OPEC+ and Babin: Oil Prices Dip Ahead of Meeting

OPEC+ is considering further oil production increases this weekend, potentially leading to a supply surplus. This, coupled with weak U.S. jobs data and geopolitical uncertainty, has caused a significant drop in oil prices. Rebecca Babin of CIBC Private Wealth highlights the impact of supply concerns.

Oil prices experienced a sharp weekly decline in the lead-up to the OPEC+ meeting. This follows earlier decisions by major oil producers to increase output quotas, initially causing prices to fall to a four-year low before a subsequent rebound.

The upcoming OPEC+ meeting will focus on a potential second round of production increases. This decision comes amidst concerning U.S. economic data, including a rise in the unemployment rate, and ongoing geopolitical uncertainty stemming from global tariffs. These factors have dampened demand expectations and increased the likelihood of a supply surplus.

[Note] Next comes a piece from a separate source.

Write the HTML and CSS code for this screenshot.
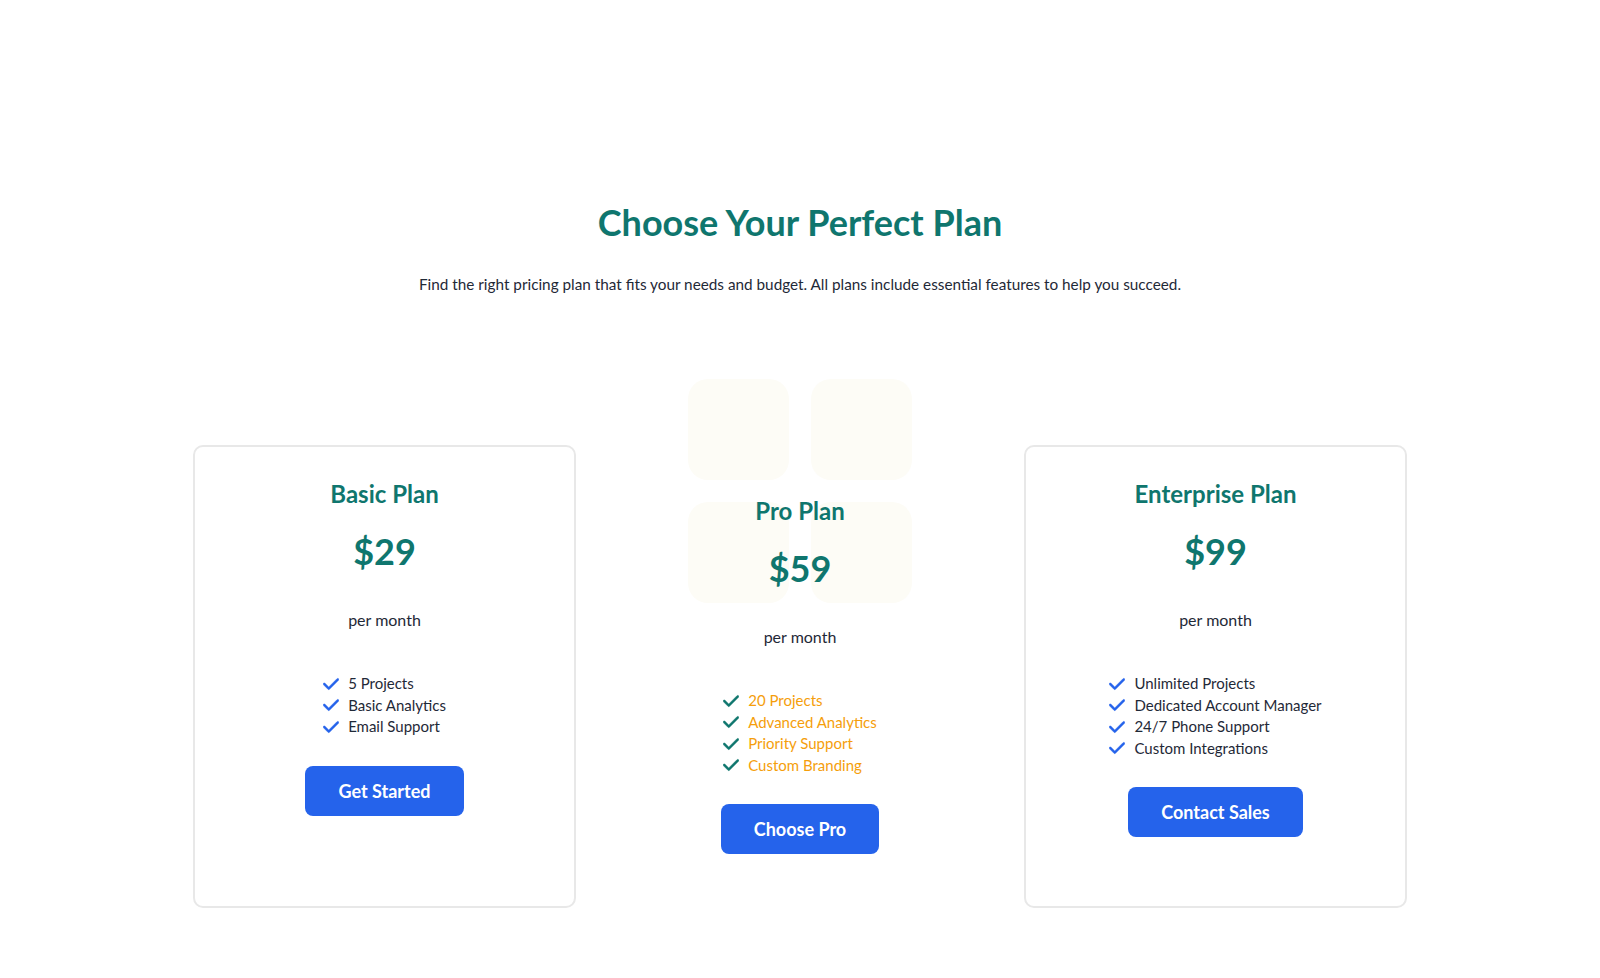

Rebecca Babin, a senior energy trader at CIBC Private Wealth, attributed the price drop largely to the anticipated increase in oil supply. She noted that negative news regarding OPEC+ production increases encouraged short selling, while the weak economic outlook discouraged buying.

Eight OPEC+ members, often called the “V8,” are scheduled to discuss gradually unwinding production cuts totaling 1.66 million barrels per day, initiated in April 2023. This comes as the V8 is set to fully reverse last year’s production cuts by the end of September. The group previously increased quotas in April and accelerated the process through September.

The initial price drop following the first round of quota increases was considered manageable due to relatively tight crude inventories. Kenny Zhu, from Global X, highlighted economic strength in Western nations and Chinese refiner purchases as factors supporting consumption. Despite the price drop, benchmark prices have remained above $60 a barrel, defying some predictions of a steeper fall to $40.

A significant increase in production quotas announced earlier this year led to a sharp decline in U.S. oil prices, reaching their lowest point since 2021. This decision was surprising given the implementation of global tariffs, which heightened concerns about a potential economic slowdown. However, prices rebounded due to seasonal demand and production capacity limitations.

Anas Alhajji, an independent energy expert, noted that much of the increased oil supply was already in the market due to overproduction by some members. He also emphasized that the announced increases represented production ceilings, not actual production gains. He highlighted the importance of exports, not total production, in influencing global oil markets. Furthermore, he pointed out that analysts overlooked increased domestic oil demand in producing countries during the summer months.

Data from Kpler indicates a decrease in OPEC+ exports from June to August. Matt Smith of Kpler explained that this is partially due to increased domestic use, particularly in Saudi Arabia. Gaurav Sharma of Acuity Knowledge Partners added that OPEC+ hasn’t fully met its production increase targets, with most of the increase coming from Saudi Arabia while other countries saw declines.

A second round of production hikes could significantly impact the market. Babin suggested that unwinding the remaining 1.66 million barrels per day in cuts could lead to larger surpluses, exacerbating the already anticipated surplus. However, she cautioned that actual increases would likely be lower than headline figures, given capacity constraints and domestic demand. A pause in unwinding cuts, on the other hand, could trigger a price rally. While a surprise production cut is possible, Babin considers it unlikely.

Babin stressed the importance of the upcoming OPEC+ meeting in shaping year-end market analysis. However, she also emphasized that it’s not the sole factor influencing oil prices. Geopolitical developments, global economic data, and tariff headlines will continue to play a crucial role. In her view, while OPEC+ currently holds significant influence, it doesn’t control oil prices entirely.